Por ser uma doença e, consequentemente, uma vacina nova, tal imunização ainda não faz parte do PNI. Contudo, já resta clara e evidente a urgente necessidade da vacinação para o controle da pandemia causada pelo vírus.

Nos julgamentos das Ações Diretas de Inconstitucionalidade (ADIs) 6586 e 6587, e também do Recurso Extraordinário com Agravo (ARE) 1267879, o Plenário do Supremo Tribunal Federal decidiu que o Estado pode determinar aos cidadãos que se submetam, compulsoriamente, à vacinação contra a COVID-19 prevista na Lei 13.979/2020. O Estado não está autorizado a vacinar os cidadãos de maneira compulsória, mas poderá impor, àqueles que se recusarem, medidas restritivas, tais como multa, impedimentos de frequentar determinados lugares, de se matricular em escola e etc.

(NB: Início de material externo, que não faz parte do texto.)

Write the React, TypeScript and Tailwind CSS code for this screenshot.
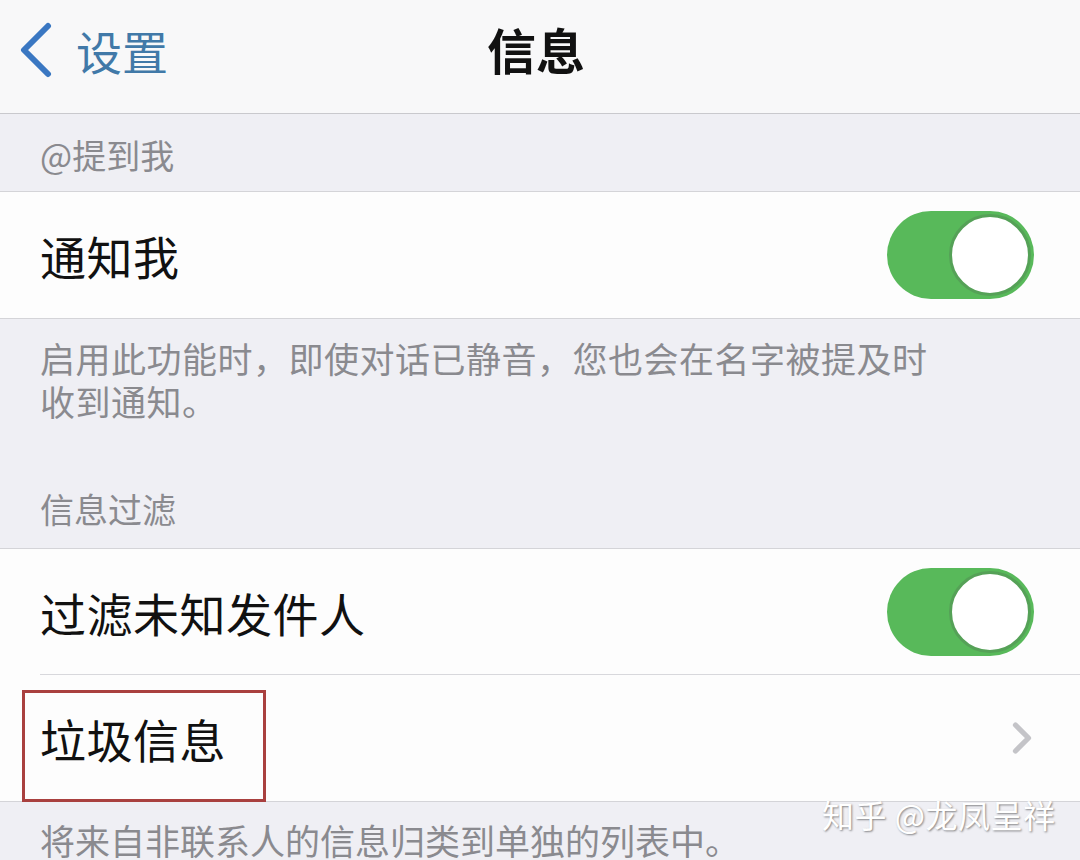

Assim, mesmo não fazendo parte do PNI, clara está a obrigatoriedade da vacinação contra a COVID-19, tanto quanto às vacinas que compõem o programa, sendo que ela deve ser tratada da mesma maneira, por equiparação.

A recusa da imunização, não somente da vacina contra a COVID-19, mas de qualquer vacina que faz parte do PNI, pode, sim, ensejar a aplicação de penalidades pelo empregador, já que cabe a ele garantir um ambiente de trabalho seguro, devendo garantir aos trabalhadores todas as normas de prevenção contra doenças infectocontagiosas – o que inclui sobremaneira a COVID-19.

Já é rotina entre os departamentos de recursos humanos, e isso não caracteriza discriminação, a solicitação de cópia da carteira de vacinação no ato da contratação. Evidente que esta medida tem o objetivo de evitar, ou ao menos mitigar, a transmissão de alguma doença aos funcionários que naquele local já laboram.

Agora, mais do que nunca, entendemos que deverá ser adicionada na rotina dos recursos humanos a solicitação de cópia do comprovante de imunização contra a COVID-19, por razões que por ora dispensam comentários.

Caso o funcionário se recuse a vacinar-se quando do momento oportuno pode, sim, o setor de recursos humanos lhe aplicar advertência escrita, suspensão e até mesmo a justa causa, caso essa recusa persista. Inclusive, é nesse sentido o entendimento do TRT2 (São Paulo), que confirmou a justa causa aplicada por uma empresa a uma funcionária que não quis se vacinar (Processo n.º 1000122-24.2021.5.02.0472).

Aos trabalhadores cabe, em conjunto com o empregador, manter o ambiente de trabalho seguro, tomando todos os cuidados acerca da transmissão de doenças e, inclusive, auxiliando os recursos humanos caso essas medidas não estejam se realizando.

Somente realizando um esforço conjunto é que será possível erradicar – ou ao menos minimizar os efeitos – da COVID-19. Ainda estamos aguardando a ciência nos dar um norte sobre como seguir após as primeiras doses da vacina (se a sua aplicação será anual, como a H1N1). Mas uma coisa é certa: devemos seguir as orientações que temos disponíveis e continuar tomando os cuidados – se não por nós, pelos nossos próximos!